Seulement voilà, ceux que la presse appelle à juste titre, nos « meilleurs ennemis », passaient par là. Les Anglais. Et samedi dernier, dans un Stade de France prêt à s’enflammer, au bout d’une rencontre morne et triste comme une plaine un soir de retraite, les Français ont du ravaler leur rêve de gloire, retourner à leurs calendriers sado-gay, se chercher quelques excuses et tenter tant bien que mal de se remotiver pour un match à venir pour la troisième place (seulement) contre l’Argentine. La France a perdu sans jouer, l’Angleterre a gagné de la même façon. Un non-rugby, un rugby de secrétaire d’Etat, caricatural et défensif, sans imagination et sans élan, joué par des joueurs essorés, malaxés par les Blacks une semaine plus tôt, mais que Laporte avait choisi de ne pas laissé souffler. En dépit du bon sens. Ce même dépit qui incita Laporte à sortir Beauxis pour le remplacer par Michalak, avant l’heure de jeu, ce qui eut pour conséquence de nous priver définitivement de jeu au pied performant et utile. Wilkinson et ses hommes n’en demandaient pas tant, stupéfaits de voir les Français tomber dans un aussi gros panneau, pétrifiés dans une tactique suicidaire, qui ne pouvait conduire qu’aux larmes, au moins, et aux regrets, surtout. Il n’aura pas fallu beaucoup d’efforts aux hommes de la rose pour aller en finale défendre leur titre, juste un peu de patience et de sérieux, d’application et de malice, pour en finir avec le rêve des bleus, trahis par leur sélectionneur. Un rugby de secrétaire d’Etat, oui, sans ambition et sans importance, inutile et inaudible. Un rugby jetable, ennuyeux et inefficace, le contraire de ce qu’on a un jour baptisé « french flair », mélange de feu et d’effroi, mais de feu surtout, et de jambes, d’audace et de lumière. Laporte a réussi à nous faire oublier ce style là, typiquement français, qui a fait notre légende en ovalie. Il a préféré ce que Daniel Herrero a un jour appelé un rugby « de tranchée », un rugby « du temps des cavernes ».
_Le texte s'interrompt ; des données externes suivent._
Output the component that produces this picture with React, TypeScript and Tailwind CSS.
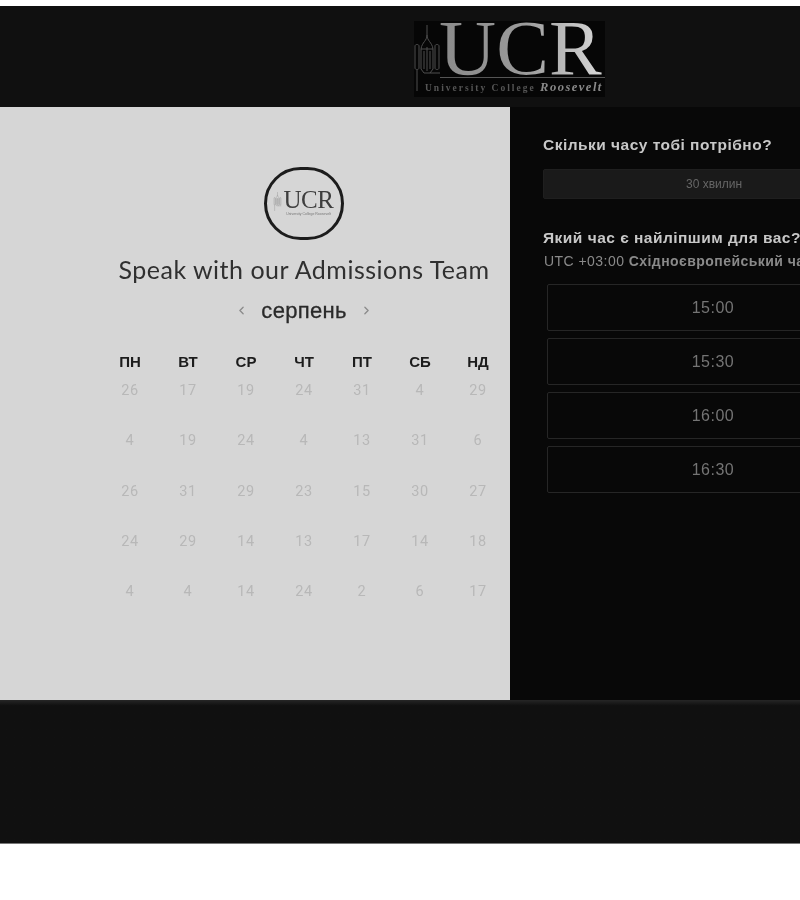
import { ChevronLeft, ChevronRight } from "lucide-react";

const rows = [
  [26, 17, 19, 24, 31, 4, 29],
  [4, 19, 24, 4, 13, 31, 6],
  [26, 31, 29, 23, 15, 30, 27],
  [24, 29, 14, 13, 17, 14, 18],
  [4, 4, 14, 24, 2, 6, 17],
];
const days = ["ПН", "ВТ", "СР", "ЧТ", "ПТ", "СБ", "НД"];
const slots = ["15:00", "15:30", "16:00", "16:30"];

// tower next to the letters of the logo
function Tower({ className }: { className: string }) {
  return (
    <svg viewBox="0 0 26 66" className={className} fill="none" stroke="currentColor" strokeWidth="1">
      <path d="M13 0V10M13 10C13 16 8 17 7 24V44M13 10C13 16 18 17 19 24V44M7 24H19M10 26V44M13 22V46M16 26V44" />
      <path d="M1 21C1 19 5 19 5 21V43C5 45 1 45 1 43ZM21 21C21 19 25 19 25 21V43C25 45 21 45 21 43Z" />
      <path d="M7 44L10 48H16L19 44M3 45V66M16 48H26" />
    </svg>
  );
}

function Logo() {
  return (
    <div className="relative flex h-[76px] w-[191px] flex-col overflow-hidden bg-[#060606]">
      <Tower className="absolute left-0 top-[4px] h-[66px] w-[26px] text-[#4e4e4e]" />
      <div className="ml-[25px] h-[56px] bg-gradient-to-r from-[#8a8a8a] via-[#9a9a9a] to-[#dadada] bg-clip-text font-['Liberation_Serif',serif] text-[79px] leading-[54px] tracking-[0.1px] text-transparent">
        UCR
      </div>
      <div className="ml-[26px] h-px w-[165px] bg-[#555555]" />
      <div className="ml-[11px] mt-[2px] whitespace-nowrap font-['Liberation_Serif',serif] text-[9.5px] font-bold leading-[14px] tracking-[2px] text-[#565656]">
        University College <span className="text-[12.5px] italic tracking-[1.5px] text-[#8a8a8a]">Roosevelt</span>
      </div>
    </div>
  );
}

function SmallLogo() {
  return (
    <div className="flex h-[73px] w-[80px] items-center justify-center rounded-full border-[3px] border-[#1c1c1c]">
      <div className="relative -mt-[4px] flex flex-col items-center pl-[9px]">
        <Tower className="absolute left-[-1px] top-[4px] h-[19px] w-[9px] text-[#777777]" />
        <div className="font-['Liberation_Serif',serif] text-[25px] leading-[24px] tracking-[-0.4px] text-[#3e3e3e]">UCR</div>
        <div className="whitespace-nowrap text-[3.5px] leading-[4px] text-[#777777]">University College Roosevelt</div>
      </div>
    </div>
  );
}

export default function App() {
  return (
    <div className="h-[900px] w-[800px] overflow-hidden bg-white pt-[6px] font-['Liberation_Sans',Arial,sans-serif] blur-[0.4px]">
      <header className="flex h-[101px] w-[800px] items-start bg-[#101010] pl-[414px] pt-[15px]">
        <Logo />
      </header>

      <main className="flex h-[593px] w-[800px]">
        <section className="flex w-[510px] shrink-0 flex-col items-center bg-[#d6d6d6] pl-[101px] pr-[3px] pt-[60px]">
          <SmallLogo />
          <h1 className="mt-[14px] whitespace-nowrap font-['Lato',sans-serif] text-[25px] leading-[30px] tracking-[0.5px] text-[#303030]">
            Speak with our Admissions Team
          </h1>
          <div className="mt-[11px] flex h-[30px] items-center gap-[13px]">
            <ChevronLeft size={13} strokeWidth={2.5} className="text-[#8c8c8c]" />
            <span className="text-[22px] tracking-[0.3px] text-[#2a2a2a] [-webkit-text-stroke:0.3px_#2a2a2a]">серпень</span>
            <ChevronRight size={13} strokeWidth={2.5} className="text-[#8c8c8c]" />
          </div>
          <div className="mt-[27px] grid w-[406px] grid-cols-7 text-center">
            {days.map((d) => (
              <div key={d} className="h-[20px] text-[15px] font-bold leading-[20px] text-[#1c1c1c]">
                {d}
              </div>
            ))}
          </div>
          <div className="grid w-[406px] grid-cols-7 pt-[10px] text-center">
            {rows.flat().map((n, i) => (
              <div key={i} className="h-[50.25px] font-['Roboto',sans-serif] text-[14.5px] leading-[18px] tracking-[0.7px] text-[#b8b8b8]">
                {n}
              </div>
            ))}
          </div>
        </section>

        <section className="w-[380px] shrink-0 bg-[#080808] pl-[33px] pt-[28px]">
          <h2 className="text-[15.5px] font-bold leading-[20px] tracking-[0.48px] text-[#c8c8c8]">Скільки часу тобі потрібно?</h2>
          <div className="mt-[14px] flex h-[30px] w-[342px] items-center justify-center rounded-[2px] border border-[#1f1f1f] bg-[#1a1a1a] text-[12px] text-[#666666]">
            30 хвилин
          </div>
          <h2 className="mt-[29px] text-[15.5px] font-bold leading-[20px] tracking-[0.48px] text-[#c8c8c8]">Який час є найліпшим для вас?</h2>
          <p className="ml-[1px] mt-[4px] whitespace-nowrap text-[14px] leading-[18px] tracking-[0.45px] text-[#8a8a8a]">
            UTC +03:00 <span className="font-bold">Східноєвропейський час</span>
          </p>
          <div className="ml-[4px] mt-[14px] flex w-[332px] flex-col gap-[7px]">
            {slots.map((s) => (
              <div
                key={s}
                className="flex h-[47px] items-center justify-center rounded-[2px] border border-[#262626] text-[16px] tracking-[0.5px] text-[#747474]"
              >
                {s}
              </div>
            ))}
          </div>
        </section>
      </main>

      <footer className="h-[144px] w-[800px] border-b border-[#777777] bg-[#101010] bg-gradient-to-b from-[#262626] from-0% to-[#101010] to-[4%]" />
    </div>
  );
}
Sélectionneur battu, et peu convaincant dans cette compétition (deux défaites évitables, deux victoires sans valeur et un seul exploit), Bernard Laporte s’est donc soudain transformé en poids mort pour son ami Sarkozy, qui n’avait pas besoin de cela, entre la mêlée ouverte sur les teste ADN et la partie de manivelles promise par les cheminots, les conducteurs de bus et tous leurs amis jeudi prochain. Sans oublier l’absence remarquée, même en tribune, de Cécilia, future-ex, sauf rebondissement.
Samedi soir, c’était la fin de la fin de l’état de grâce pour un président ballotté, ne gouvernant que par symboles, et le début des ennuis pour un ex-entraîneur désavoué, à la vision aussi primaire et limitée que le jeu de Sébastien Chabal. La rose n’aura laissé que des épines.